The film remains a sort of outlier in Miyazaki’s filmography, for existing distinctly as science-fiction, embracing the manga it’s based on, but also acting as a precursor to the fantasy and narrative conventions with which Studio Ghibli would eventually become renowned for.
In terms of sci-fi influences, the feudal conflict depicted is reminiscent of the one at the centre of Frank Herbert’s seminal sci-fi novel Dune. Narratively too, the idea of a young messianic figure braving and harnessing the harsh environment is remarkably close to the path taken by Paul Atreides. The name given to the Ohm’s (the giant fictional arthropod’s seen in Nausicaä) was even derived from the Japanese translation of sand worm.
French animator René Laloux’s 1973 film Fantastic Planet similarly appears to have inspired the tone of Nausicaä, from its otherworldly creature and world design, through to its use of a frenetic and tense, Jazz-inspired score.
Hisaishi’s work couldn’t feel further from the grandiose music he would create for Miyazaki and Ghibli down the line. His score here alternates between the moments of peace and quiet as Nausicaä navigates an underground cave or glides through clouds, through to the pulsating synth beats soundtracking one of the quick-cut and ferocious action scenes.
A sequence shows an encounter between Nausicaä and an aggravated Ohm, who serves as the sea of decay’s guardian. For the most part it plays out like a typical chase scene with the scale and speed of something from Star Wars or Raiders of the Lost Ark, but there are also early signs of Miyazaki’s aversion to violence and its impact.
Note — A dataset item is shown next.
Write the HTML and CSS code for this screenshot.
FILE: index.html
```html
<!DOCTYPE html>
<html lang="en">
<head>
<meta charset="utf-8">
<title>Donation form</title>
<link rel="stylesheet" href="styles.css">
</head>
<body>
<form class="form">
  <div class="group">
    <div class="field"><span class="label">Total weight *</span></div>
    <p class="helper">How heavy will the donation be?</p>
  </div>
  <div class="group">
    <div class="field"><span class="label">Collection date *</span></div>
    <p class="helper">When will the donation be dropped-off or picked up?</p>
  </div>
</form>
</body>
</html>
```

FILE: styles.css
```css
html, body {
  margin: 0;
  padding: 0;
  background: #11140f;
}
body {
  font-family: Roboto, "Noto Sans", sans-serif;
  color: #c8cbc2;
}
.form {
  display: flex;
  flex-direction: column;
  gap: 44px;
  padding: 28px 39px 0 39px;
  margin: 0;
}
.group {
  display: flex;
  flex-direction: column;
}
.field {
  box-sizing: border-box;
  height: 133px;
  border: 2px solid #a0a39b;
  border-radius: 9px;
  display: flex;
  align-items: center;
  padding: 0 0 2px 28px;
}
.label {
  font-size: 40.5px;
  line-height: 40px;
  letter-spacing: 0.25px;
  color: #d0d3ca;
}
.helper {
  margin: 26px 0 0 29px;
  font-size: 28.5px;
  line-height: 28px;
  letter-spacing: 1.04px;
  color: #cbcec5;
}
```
Its climax doesn’t see Nausicaä heroically destroy the creature or rescue her mentor like some kind of superhero, instead it ends on a much more nuanced and somber beat. Miyazaki poses the question, “who made such a mess of this world?” throughout the film, in a surprisingly nihilistic way which doesn’t particularly point fingers at any particular aspect of humanity. Instead, he pins it on an inherent flaw of humanity, in which we are doomed to repeat mistakes of the past. In a world only just recovering from a man-made wipeout, they come dangerously close to undoing every effort they’ve made since.
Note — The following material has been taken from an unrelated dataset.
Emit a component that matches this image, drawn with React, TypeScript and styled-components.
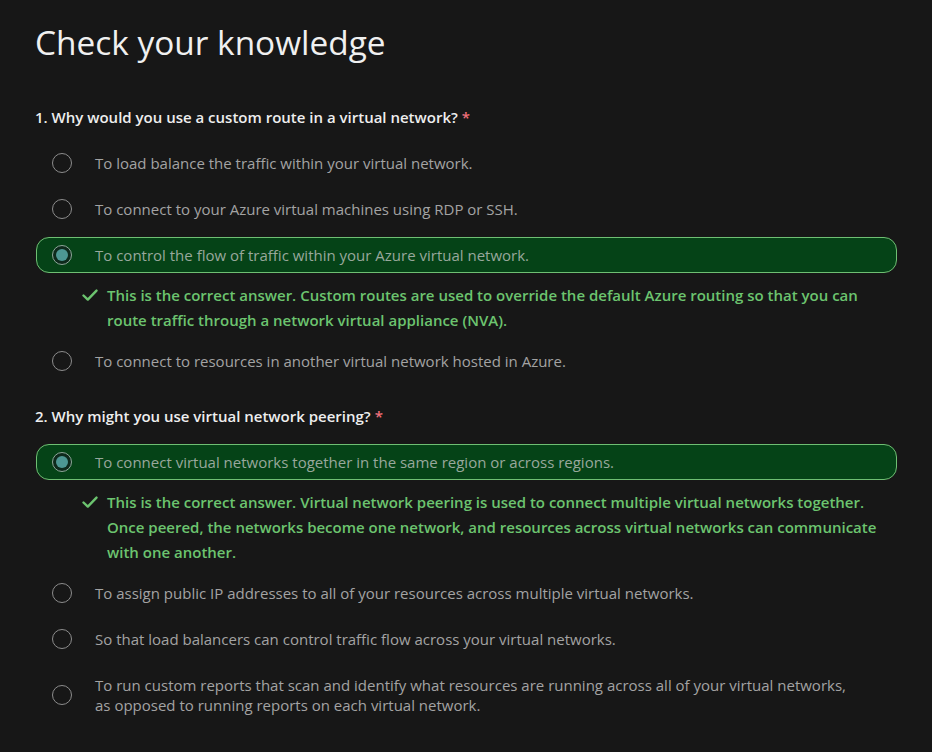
import React from "react";
import styled, { createGlobalStyle } from "styled-components";

const GlobalStyle = createGlobalStyle`
    html, body {
        margin: 0;
        padding: 0;
        background-color: #171717;
    }
    body {
        font-family: "Open Sans", "Noto Sans", sans-serif;
    }
`;

const Page = styled.div`
    background-color: #171717;
    min-height: 752px;
    padding: 18px 35px 20px 35px;
    box-sizing: border-box;
    color: #e6e6e6;
`;

const Title = styled.h1`
    margin: 0 0 41px 0;
    font-size: 33.4px;
    font-weight: 400;
    line-height: 48px;
    color: #f0f0f0;
`;

const QuestionBlock = styled.section`
    display: flex;
    flex-direction: column;
    margin-bottom: 27px;
`;

const QuestionText = styled.div`
    font-size: 15px;
    font-weight: 600;
    line-height: 20px;
    color: #eeeeee;
    margin-bottom: 18px;
`;

const Required = styled.span`
    color: #f1707b;
    margin-left: 4px;
`;

const OptionList = styled.div`
    display: flex;
    flex-direction: column;
    gap: 10px;
`;

const Option = styled.label<{ $selected?: boolean }>`
    display: flex;
    align-items: center;
    gap: 23px;
    padding: 7px 45px 7px 15px;
    margin-left: 1px;
    border-radius: 13px;
    border: 1px solid ${(p) => (p.$selected ? "#6fbf73" : "transparent")};
    background-color: ${(p) => (p.$selected ? "#054317" : "transparent")};
    font-size: 15px;
    line-height: 20px;
    color: ${(p) => (p.$selected ? "#98a89c" : "#a3a3a3")};
`;

const Radio = styled.span<{ $selected?: boolean }>`
    flex: none;
    width: 20px;
    height: 20px;
    border-radius: 50%;
    box-sizing: border-box;
    border: 1px solid ${(p) => (p.$selected ? "#8fa79a" : "#8c8c8c")};
    background-color: ${(p) => (p.$selected ? "#0e2a1c" : "transparent")};
    display: flex;
    align-items: center;
    justify-content: center;

    &::after {
        content: "";
        display: ${(p) => (p.$selected ? "block" : "none")};
        width: 12px;
        height: 12px;
        border-radius: 50%;
        background-color: #4d9793;
    }
`;

const Feedback = styled.div`
    display: flex;
    align-items: flex-start;
    gap: 9px;
    padding-left: 47px;
    padding-right: 10px;
    font-size: 15px;
    font-weight: 600;
    line-height: 25px;
    color: #6cc46f;
`;

const CheckIcon = styled.svg`
    flex: none;
    width: 16px;
    height: 16px;
    margin-top: 4px;
`;

type Question = {
    text: string;
    options: string[];
    selected: number;
    feedback: string;
};

const questions: Question[] = [
    {
        text: "1. Why would you use a custom route in a virtual network?",
        options: [
            "To load balance the traffic within your virtual network.",
            "To connect to your Azure virtual machines using RDP or SSH.",
            "To control the flow of traffic within your Azure virtual network.",
            "To connect to resources in another virtual network hosted in Azure.",
        ],
        selected: 2,
        feedback:
            "This is the correct answer. Custom routes are used to override the default Azure routing so that you can route traffic through a network virtual appliance (NVA).",
    },
    {
        text: "2. Why might you use virtual network peering?",
        options: [
            "To connect virtual networks together in the same region or across regions.",
            "To assign public IP addresses to all of your resources across multiple virtual networks.",
            "So that load balancers can control traffic flow across your virtual networks.",
            "To run custom reports that scan and identify what resources are running across all of your virtual networks, as opposed to running reports on each virtual network.",
        ],
        selected: 0,
        feedback:
            "This is the correct answer. Virtual network peering is used to connect multiple virtual networks together. Once peered, the networks become one network, and resources across virtual networks can communicate with one another.",
    },
];

function Check() {
    return (
        <CheckIcon viewBox="0 0 16 16">
            <path d="M1.5 8.5 L5.8 12.6 L14.5 3.6" fill="none" stroke="#6cc46f" strokeWidth="2.4" strokeLinecap="round" strokeLinejoin="round" />
        </CheckIcon>
    );
}

export default function App() {
    return (
        <>
            <GlobalStyle />
            <Page>
                <Title>Check your knowledge</Title>
                {questions.map((q) => (
                    <QuestionBlock key={q.text}>
                        <QuestionText>
                            {q.text}
                            <Required>*</Required>
                        </QuestionText>
                        <OptionList>
                            {q.options.map((opt, i) => (
                                <React.Fragment key={opt}>
                                    <Option $selected={i === q.selected}>
                                        <Radio $selected={i === q.selected} />
                                        <span>{opt}</span>
                                    </Option>
                                    {i === q.selected && (
                                        <Feedback>
                                            <Check />
                                            <span>{q.feedback}</span>
                                        </Feedback>
                                    )}
                                </React.Fragment>
                            ))}
                        </OptionList>
                    </QuestionBlock>
                ))}
            </Page>
        </>
    );
}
This kind of environmental message has been explored in different ways in all of Miyazaki’s films since Nausicaä, but none feel as hopeless or damning towards humanity as this. The film’s heart is Nausicaä herself, in typical Miyazaki fashion, a young character at odds with the adults who have built the world around her. She’s probably most comparable to Ashitaka in Princess Mononoke, but traces of her character can be seen in nearly every Miyazaki protagonist since.
A large part of why Nausicaä and Miyazaki’s wider filmography hold up so well 40 years later, is because he always explores unavoidable aspects of adolescence, and issues that will never be locked to one particular generation and their circumstances. It’s notable in all his work but particularly strongly here, with its pointed and mature exploration of a topic only growing increasingly pressing with time.
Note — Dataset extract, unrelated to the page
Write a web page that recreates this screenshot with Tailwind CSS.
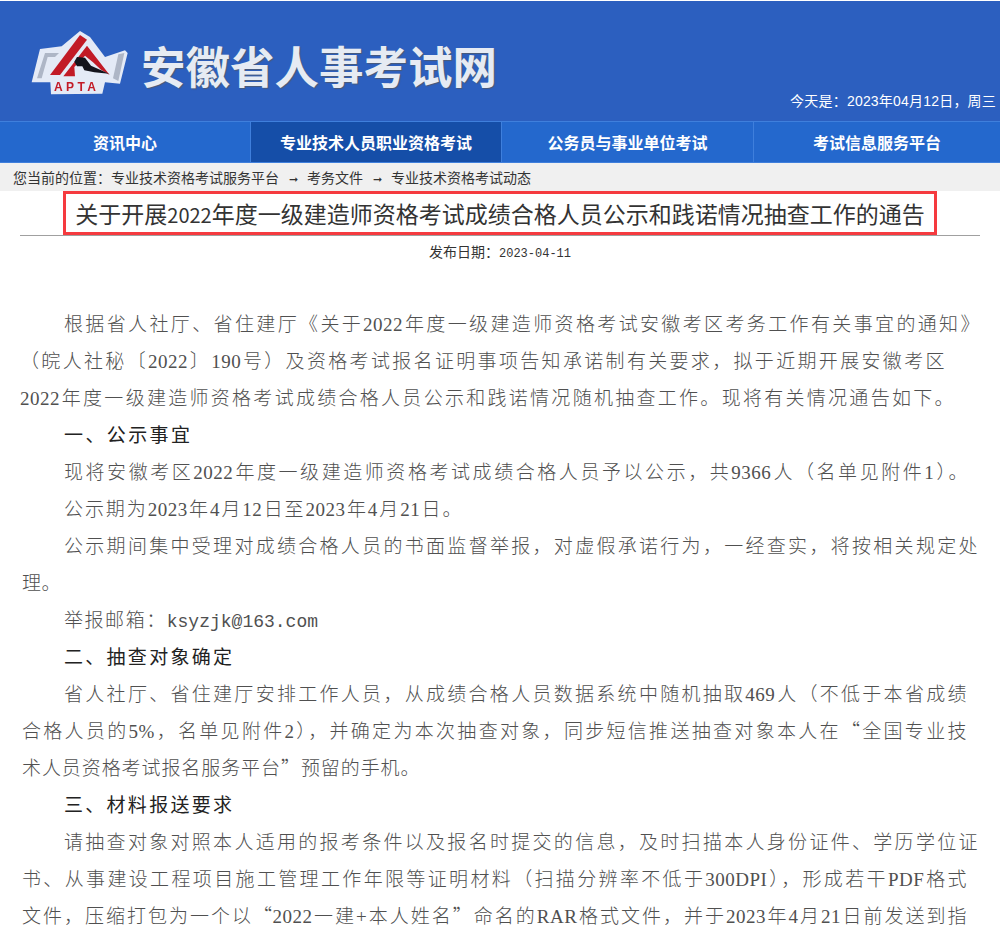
<!DOCTYPE html>
<html lang="zh-CN">
<head>
<meta charset="utf-8">
<script src="https://cdn.jsdelivr.net/npm/@tailwindcss/browser@4"></script>
</head>
<body class="bg-white overflow-hidden h-[938px] font-['Noto_Sans_CJK_SC',sans-serif]">
<header class="h-[120px] mt-px bg-[#2c5fbf] flex items-start relative">
  <svg class="absolute left-[25px] top-[24px] blur-[0.4px]" width="110" height="75" viewBox="0 0 330 225">
    <path d="M20 172 L45 72 L110 64 L165 18 L195 36 L240 96 L300 76 L308 84 L285 176 L240 172 L232 206 L78 208 L76 172 Z" fill="#e4eaf6"/>
    <path d="M36 160 L60 84 L102 84 L90 96 L68 96 L50 160 Z M264 160 L280 88 L298 84 L280 168 Z" fill="#aeb6c6"/>
    <path d="M75 150 L165 30 L186 44 L105 150 Z" fill="#c21a26"/>
    <path d="M115 154 L186 62 L254 150 L228 134 L204 112 L180 92 L148 126 L150 154 Z" fill="#c21a26"/>
    <path d="M148 110 L156 96 L180 98 L198 122 L252 146 L208 142 L178 136 L172 124 L156 124 Z" fill="#14141c"/>
    <text x="155" y="199" text-anchor="middle" font-family="Liberation Sans" font-size="36" font-weight="700" letter-spacing="10" fill="#c21a26">APTA</text>
  </svg>
  <div class="absolute left-[141px] top-[36px] text-[44.5px] leading-[56px] font-bold text-[#e6ebf3] [text-shadow:1px_1px_1px_#4a5a78]">安徽省人事考试网</div>
  <div class="absolute right-1 top-[90px] text-[14px] tracking-[0.2px] leading-5 text-white font-['Liberation_Sans','Noto_Sans_CJK_TC',sans-serif]">今天是：2023年04月12日，周三</div>
</header>
<nav class="grid grid-cols-[251px_251px_252px_1fr] h-[42px] bg-[#2468cd] border-t border-b border-[#3f7fdc] text-white text-[16px] font-bold text-center leading-[40px]">
  <div class="border-r border-[#3f7fdc]">资讯中心</div>
  <div class="border-r border-[#3f7fdc] bg-[#154ea8]">专业技术人员职业资格考试</div>
  <div class="border-r border-[#3f7fdc]">公务员与事业单位考试</div>
  <div>考试信息服务平台</div>
</nav>
<div class="h-[28px] bg-[#f0f0f0] pl-[13px] text-[14px] leading-[28px] text-[#333] whitespace-nowrap">您当前的位置：专业技术资格考试服务平台<span class="inline-block w-[28px] text-center text-[11px]">➞</span>考务文件<span class="inline-block w-[28px] text-center text-[11px]">➞</span>专业技术资格考试动态</div>
<main class="mx-5 w-[960px]">
  <div class="border-b border-[#a0a0a0] h-[45px] flex justify-center">
    <h1 class="w-[874px] h-[44px] border-[3px] border-[#f53a3f] text-[23px] leading-[38px] text-center text-[#333] font-normal whitespace-nowrap">关于开展<span class="text-[20px]">2022</span>年度一级建造师资格考试成绩合格人员公示和践诺情况抽查工作的通告</h1>
  </div>
  <div class="h-[30px] text-center text-[14px] leading-[30px] text-[#333]">发布日期：<span class="font-['Liberation_Mono',monospace] text-[12px]">2023-04-11</span></div>
  <div class="mt-[40px] text-[19px] tracking-[0.5px] leading-[37px] text-[#505050] font-light font-['Liberation_Serif','Noto_Sans_CJK_SC',serif] whitespace-nowrap [text-justify:inter-character] [&>p]:h-[37px] [&>p]:[text-align-last:justify]">
    <p class="pl-[44px] w-[960px]">根据省人社厅、省住建厅《关于2022年度一级建造师资格考试安徽考区考务工作有关事宜的通知》</p>
    <p class="w-[925px]">（皖人社秘〔2022〕190号）及资格考试报名证明事项告知承诺制有关要求，拟于近期开展安徽考区</p>
    <p class="w-[934px]">2022年度一级建造师资格考试成绩合格人员公示和践诺情况随机抽查工作。现将有关情况通告如下。</p>
    <p class="pl-[44px] w-[170px] font-normal tracking-normal text-[#222] text-[19px]">一、公示事宜</p>
    <p class="pl-[44px] w-[948px]">现将安徽考区2022年度一级建造师资格考试成绩合格人员予以公示，共9366人（名单见附件1）。</p>
    <p class="pl-[44px] w-[442px]">公示期为2023年4月12日至2023年4月21日。</p>
    <p class="pl-[44px] w-[958px]">公示期间集中受理对成绩合格人员的书面监督举报，对虚假承诺行为，一经查实，将按相关规定处</p>
    <p class="pl-[2px] w-[40px]">理。</p>
    <p class="pl-[44px] w-[298px]">举报邮箱：<span class="font-['Liberation_Mono',monospace] text-[18px] leading-none tracking-normal">ksyzjk@163.com</span></p>
    <p class="pl-[44px] w-[212px] font-normal tracking-normal text-[#222] text-[19px]">二、抽查对象确定</p>
    <p class="pl-[44px] w-[947px]">省人社厅、省住建厅安排工作人员，从成绩合格人员数据系统中随机抽取469人（不低于本省成绩</p>
    <p class="pl-[2px] w-[947px]">合格人员的5%，名单见附件2），并确定为本次抽查对象，同步短信推送抽查对象本人在<span class="font-['Noto_Sans_CJK_SC'] leading-none">“</span>全国专业技</p>
    <p class="pl-[2px] w-[400px]">术人员资格考试报名服务平台<span class="font-['Noto_Sans_CJK_SC'] leading-none">”</span>预留的手机。</p>
    <p class="pl-[44px] w-[212px] font-normal tracking-normal text-[#222] text-[19px]">三、材料报送要求</p>
    <p class="pl-[44px] w-[958px]">请抽查对象对照本人适用的报考条件以及报名时提交的信息，及时扫描本人身份证件、学历学位证</p>
    <p class="pl-[2px] w-[947px]">书、从事建设工程项目施工管理工作年限等证明材料（扫描分辨率不低于300DPI），形成若干PDF格式</p>
    <p class="pl-[2px] w-[947px]">文件，压缩打包为一个以<span class="font-['Noto_Sans_CJK_SC'] leading-none">“</span>2022一建+本人姓名<span class="font-['Noto_Sans_CJK_SC'] leading-none">”</span>命名的RAR格式文件，并于2023年4月21日前发送到指</p>
  </div>
</main>
</body>
</html>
Receiving a positive initial reception in Japan, the film has only garnered further acclaim in the forty years since release. Outside of its clear influence on Ghibli’s ensuing work, Nausicaä’s DNA can be seen in Western science-fiction (notably recent entries in Star Wars and Denis Villeneuve’s two-part take on Dune) as well as further anime coming later down the line.
It remains a unique touchstone in Miayazaki’s career, and a fascinating first feature for the developing Ghibli team. Its production followed an ethos that would become integral to the success and legacy of their later work, “to offer a sense of liberation to present day young people, who in a suffocating and overprotective and managed society, find their path to self-reliant independence blocked.”